# Start of Dataset rows

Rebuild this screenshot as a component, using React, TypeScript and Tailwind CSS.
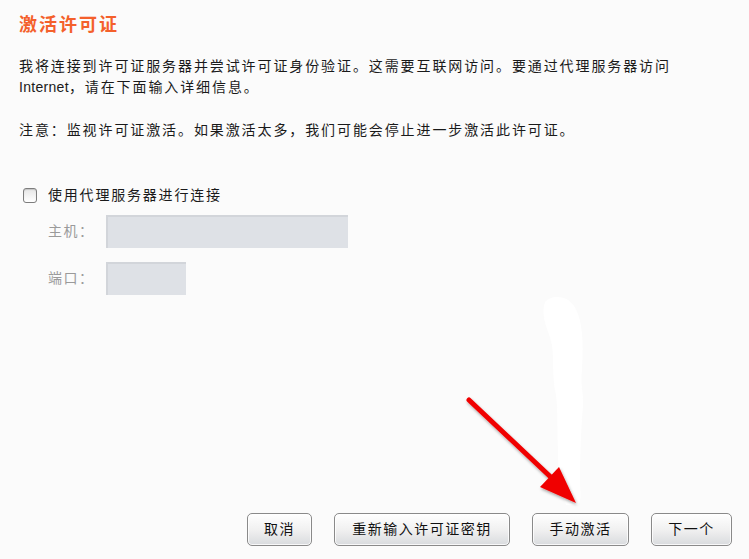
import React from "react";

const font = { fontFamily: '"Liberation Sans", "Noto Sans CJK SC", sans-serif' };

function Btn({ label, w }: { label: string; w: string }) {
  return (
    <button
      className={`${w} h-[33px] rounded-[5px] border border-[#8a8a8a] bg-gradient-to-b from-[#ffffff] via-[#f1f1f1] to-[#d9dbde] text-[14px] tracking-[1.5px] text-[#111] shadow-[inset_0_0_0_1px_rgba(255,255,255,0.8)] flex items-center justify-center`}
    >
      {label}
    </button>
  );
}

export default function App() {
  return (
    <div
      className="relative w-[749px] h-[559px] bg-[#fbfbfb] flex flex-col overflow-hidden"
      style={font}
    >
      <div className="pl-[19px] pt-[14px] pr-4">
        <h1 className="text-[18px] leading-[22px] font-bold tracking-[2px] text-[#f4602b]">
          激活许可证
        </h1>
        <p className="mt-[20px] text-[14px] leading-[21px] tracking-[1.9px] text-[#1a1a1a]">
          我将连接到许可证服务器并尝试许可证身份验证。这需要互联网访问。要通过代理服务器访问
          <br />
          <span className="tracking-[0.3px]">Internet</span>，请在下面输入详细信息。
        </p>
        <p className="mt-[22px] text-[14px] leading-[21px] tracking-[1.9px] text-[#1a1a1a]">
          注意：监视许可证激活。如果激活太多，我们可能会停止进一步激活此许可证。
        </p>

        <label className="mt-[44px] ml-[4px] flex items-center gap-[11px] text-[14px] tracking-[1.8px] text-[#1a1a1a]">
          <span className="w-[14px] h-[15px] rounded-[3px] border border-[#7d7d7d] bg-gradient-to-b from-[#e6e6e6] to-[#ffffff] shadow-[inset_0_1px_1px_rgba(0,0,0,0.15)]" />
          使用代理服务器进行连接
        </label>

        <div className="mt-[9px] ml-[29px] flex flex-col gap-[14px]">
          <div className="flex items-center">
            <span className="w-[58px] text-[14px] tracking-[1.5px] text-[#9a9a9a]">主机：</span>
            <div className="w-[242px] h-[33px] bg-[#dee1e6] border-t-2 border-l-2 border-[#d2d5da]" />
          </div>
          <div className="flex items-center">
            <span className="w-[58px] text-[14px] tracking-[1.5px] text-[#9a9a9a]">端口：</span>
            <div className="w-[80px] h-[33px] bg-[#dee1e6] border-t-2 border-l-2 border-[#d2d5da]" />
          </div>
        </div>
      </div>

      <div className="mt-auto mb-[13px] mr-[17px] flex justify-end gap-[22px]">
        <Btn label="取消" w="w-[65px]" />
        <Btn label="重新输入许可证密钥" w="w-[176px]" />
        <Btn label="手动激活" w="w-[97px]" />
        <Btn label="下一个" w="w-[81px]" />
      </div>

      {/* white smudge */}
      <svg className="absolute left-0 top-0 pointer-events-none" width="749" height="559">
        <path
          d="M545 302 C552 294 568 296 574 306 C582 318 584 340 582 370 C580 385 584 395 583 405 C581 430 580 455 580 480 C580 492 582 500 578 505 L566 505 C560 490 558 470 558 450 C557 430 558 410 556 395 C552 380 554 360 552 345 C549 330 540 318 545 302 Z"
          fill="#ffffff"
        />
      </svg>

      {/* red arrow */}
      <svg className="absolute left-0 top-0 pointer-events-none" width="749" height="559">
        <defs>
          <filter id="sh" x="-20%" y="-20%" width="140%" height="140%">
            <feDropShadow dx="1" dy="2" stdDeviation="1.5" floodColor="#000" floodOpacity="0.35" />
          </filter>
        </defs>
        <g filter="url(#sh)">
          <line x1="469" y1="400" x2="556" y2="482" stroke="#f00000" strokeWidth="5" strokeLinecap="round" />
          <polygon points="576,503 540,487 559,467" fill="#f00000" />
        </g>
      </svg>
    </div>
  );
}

# End of Dataset rows
# Start of Dataset rows

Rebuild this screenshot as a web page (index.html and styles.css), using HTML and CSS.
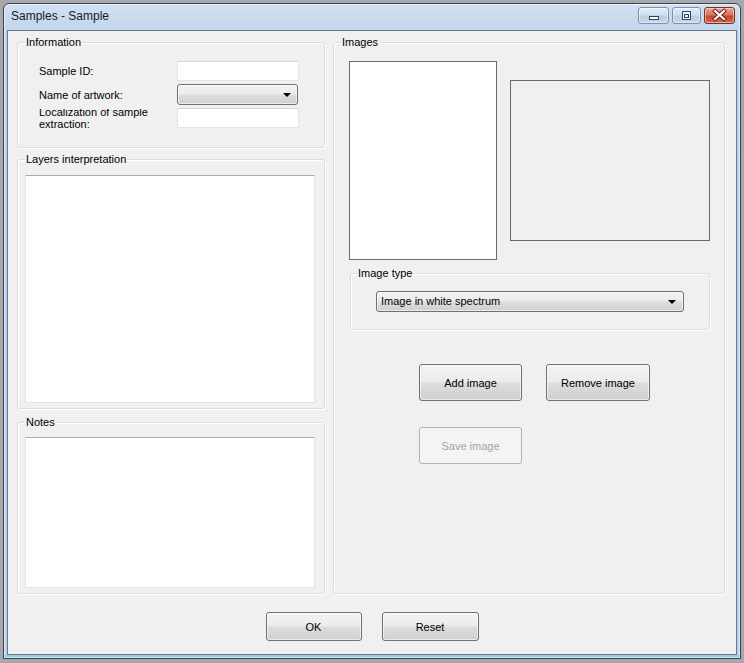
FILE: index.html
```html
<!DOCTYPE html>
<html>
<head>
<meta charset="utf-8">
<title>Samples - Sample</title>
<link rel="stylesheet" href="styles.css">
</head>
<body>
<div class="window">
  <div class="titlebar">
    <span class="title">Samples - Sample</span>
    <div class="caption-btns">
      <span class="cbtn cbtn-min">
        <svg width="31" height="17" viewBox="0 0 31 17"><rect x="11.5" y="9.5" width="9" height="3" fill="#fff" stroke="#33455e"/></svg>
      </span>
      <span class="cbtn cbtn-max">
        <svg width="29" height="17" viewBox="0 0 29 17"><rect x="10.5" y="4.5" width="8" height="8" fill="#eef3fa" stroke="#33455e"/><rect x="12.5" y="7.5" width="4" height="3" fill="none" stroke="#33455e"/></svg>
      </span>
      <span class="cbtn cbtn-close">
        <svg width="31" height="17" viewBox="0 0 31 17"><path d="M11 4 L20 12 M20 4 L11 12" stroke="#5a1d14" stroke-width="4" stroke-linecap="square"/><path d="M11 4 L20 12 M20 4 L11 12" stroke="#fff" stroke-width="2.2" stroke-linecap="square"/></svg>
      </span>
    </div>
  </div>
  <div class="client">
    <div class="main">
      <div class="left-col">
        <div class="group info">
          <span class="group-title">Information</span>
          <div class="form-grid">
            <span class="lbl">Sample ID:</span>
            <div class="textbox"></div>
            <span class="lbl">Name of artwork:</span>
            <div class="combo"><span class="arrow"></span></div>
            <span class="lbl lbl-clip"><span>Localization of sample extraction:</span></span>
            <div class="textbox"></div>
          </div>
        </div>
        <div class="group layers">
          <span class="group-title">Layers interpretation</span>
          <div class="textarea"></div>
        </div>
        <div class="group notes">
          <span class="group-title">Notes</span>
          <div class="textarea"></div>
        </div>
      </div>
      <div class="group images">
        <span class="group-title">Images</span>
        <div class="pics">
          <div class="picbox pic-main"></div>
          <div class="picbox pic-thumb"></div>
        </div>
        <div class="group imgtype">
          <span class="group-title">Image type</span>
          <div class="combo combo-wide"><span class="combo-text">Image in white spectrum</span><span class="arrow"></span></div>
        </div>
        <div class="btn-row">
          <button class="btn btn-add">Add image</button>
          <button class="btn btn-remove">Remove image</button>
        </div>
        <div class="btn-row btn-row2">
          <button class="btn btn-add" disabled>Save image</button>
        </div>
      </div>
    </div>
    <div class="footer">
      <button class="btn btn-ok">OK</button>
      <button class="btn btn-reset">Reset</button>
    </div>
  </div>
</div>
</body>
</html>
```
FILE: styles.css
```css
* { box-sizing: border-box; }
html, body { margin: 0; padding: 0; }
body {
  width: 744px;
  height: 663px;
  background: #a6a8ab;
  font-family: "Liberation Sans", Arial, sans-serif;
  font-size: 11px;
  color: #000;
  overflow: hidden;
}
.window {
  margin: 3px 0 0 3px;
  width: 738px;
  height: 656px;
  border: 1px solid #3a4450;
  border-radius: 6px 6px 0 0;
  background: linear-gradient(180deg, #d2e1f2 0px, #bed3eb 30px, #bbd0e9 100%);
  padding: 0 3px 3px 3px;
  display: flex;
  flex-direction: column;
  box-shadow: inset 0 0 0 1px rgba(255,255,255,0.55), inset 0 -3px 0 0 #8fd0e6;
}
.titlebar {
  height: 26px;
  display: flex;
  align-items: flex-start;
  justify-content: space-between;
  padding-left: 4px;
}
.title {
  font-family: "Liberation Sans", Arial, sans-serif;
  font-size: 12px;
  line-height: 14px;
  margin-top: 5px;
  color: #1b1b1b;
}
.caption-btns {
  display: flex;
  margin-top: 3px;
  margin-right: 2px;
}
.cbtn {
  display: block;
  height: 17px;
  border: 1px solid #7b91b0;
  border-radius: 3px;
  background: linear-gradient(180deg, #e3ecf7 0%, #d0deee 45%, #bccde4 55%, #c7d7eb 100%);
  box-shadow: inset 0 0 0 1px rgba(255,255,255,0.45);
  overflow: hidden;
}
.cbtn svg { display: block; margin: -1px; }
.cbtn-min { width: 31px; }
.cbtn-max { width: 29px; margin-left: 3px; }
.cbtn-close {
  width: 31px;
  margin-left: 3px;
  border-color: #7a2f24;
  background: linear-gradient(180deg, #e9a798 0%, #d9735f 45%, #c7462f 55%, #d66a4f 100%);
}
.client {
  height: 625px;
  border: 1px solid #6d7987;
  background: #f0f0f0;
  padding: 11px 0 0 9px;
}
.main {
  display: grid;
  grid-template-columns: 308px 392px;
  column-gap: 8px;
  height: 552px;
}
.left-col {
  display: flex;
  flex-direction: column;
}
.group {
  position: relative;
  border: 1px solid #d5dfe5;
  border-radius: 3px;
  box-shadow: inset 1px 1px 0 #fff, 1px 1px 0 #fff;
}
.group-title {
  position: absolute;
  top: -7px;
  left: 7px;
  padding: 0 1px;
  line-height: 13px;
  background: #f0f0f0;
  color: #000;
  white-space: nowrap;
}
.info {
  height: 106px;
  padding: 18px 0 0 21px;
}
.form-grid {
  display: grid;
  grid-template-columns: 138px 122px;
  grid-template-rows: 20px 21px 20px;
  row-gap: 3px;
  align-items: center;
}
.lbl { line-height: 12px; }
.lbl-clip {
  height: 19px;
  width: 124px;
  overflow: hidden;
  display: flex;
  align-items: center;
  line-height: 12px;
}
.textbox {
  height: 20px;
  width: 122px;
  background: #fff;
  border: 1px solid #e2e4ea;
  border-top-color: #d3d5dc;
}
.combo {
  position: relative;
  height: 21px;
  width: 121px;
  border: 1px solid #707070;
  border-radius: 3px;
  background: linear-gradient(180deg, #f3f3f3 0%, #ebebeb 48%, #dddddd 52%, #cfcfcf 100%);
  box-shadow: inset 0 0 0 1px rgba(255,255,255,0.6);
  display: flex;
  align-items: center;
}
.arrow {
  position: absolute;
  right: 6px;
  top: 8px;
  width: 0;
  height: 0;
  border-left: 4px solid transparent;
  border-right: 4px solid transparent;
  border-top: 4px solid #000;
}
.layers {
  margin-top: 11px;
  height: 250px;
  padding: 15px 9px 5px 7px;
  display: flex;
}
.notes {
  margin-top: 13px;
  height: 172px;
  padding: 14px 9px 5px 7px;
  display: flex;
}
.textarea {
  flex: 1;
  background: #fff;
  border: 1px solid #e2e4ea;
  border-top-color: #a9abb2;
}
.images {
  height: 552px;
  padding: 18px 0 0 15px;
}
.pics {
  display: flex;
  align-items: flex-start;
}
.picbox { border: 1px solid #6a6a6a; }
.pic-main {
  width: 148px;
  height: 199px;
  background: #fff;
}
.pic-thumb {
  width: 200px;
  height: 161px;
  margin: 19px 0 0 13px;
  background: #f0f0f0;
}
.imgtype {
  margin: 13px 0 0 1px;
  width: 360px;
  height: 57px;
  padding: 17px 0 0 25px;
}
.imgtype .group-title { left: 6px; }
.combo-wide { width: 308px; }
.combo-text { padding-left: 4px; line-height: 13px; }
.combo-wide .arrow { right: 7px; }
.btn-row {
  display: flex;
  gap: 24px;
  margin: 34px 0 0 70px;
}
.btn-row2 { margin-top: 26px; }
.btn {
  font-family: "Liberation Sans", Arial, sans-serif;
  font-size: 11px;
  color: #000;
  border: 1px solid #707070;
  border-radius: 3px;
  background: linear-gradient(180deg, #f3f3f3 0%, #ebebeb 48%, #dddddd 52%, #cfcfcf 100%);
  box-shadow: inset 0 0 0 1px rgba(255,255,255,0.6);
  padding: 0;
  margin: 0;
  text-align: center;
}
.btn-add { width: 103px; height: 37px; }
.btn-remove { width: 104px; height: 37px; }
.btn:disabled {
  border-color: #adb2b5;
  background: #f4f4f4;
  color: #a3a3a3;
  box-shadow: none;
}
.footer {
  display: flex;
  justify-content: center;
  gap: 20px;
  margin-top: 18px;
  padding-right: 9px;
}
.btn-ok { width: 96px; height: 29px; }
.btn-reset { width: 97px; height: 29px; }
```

# End of Dataset rows

**Your goal:**
List each line holding the string "Rebuild".

**The response:**
Rebuild this screenshot as a component, using React, TypeScript and Tailwind CSS.
Rebuild this screenshot as a web page (index.html and styles.css), using HTML and CSS.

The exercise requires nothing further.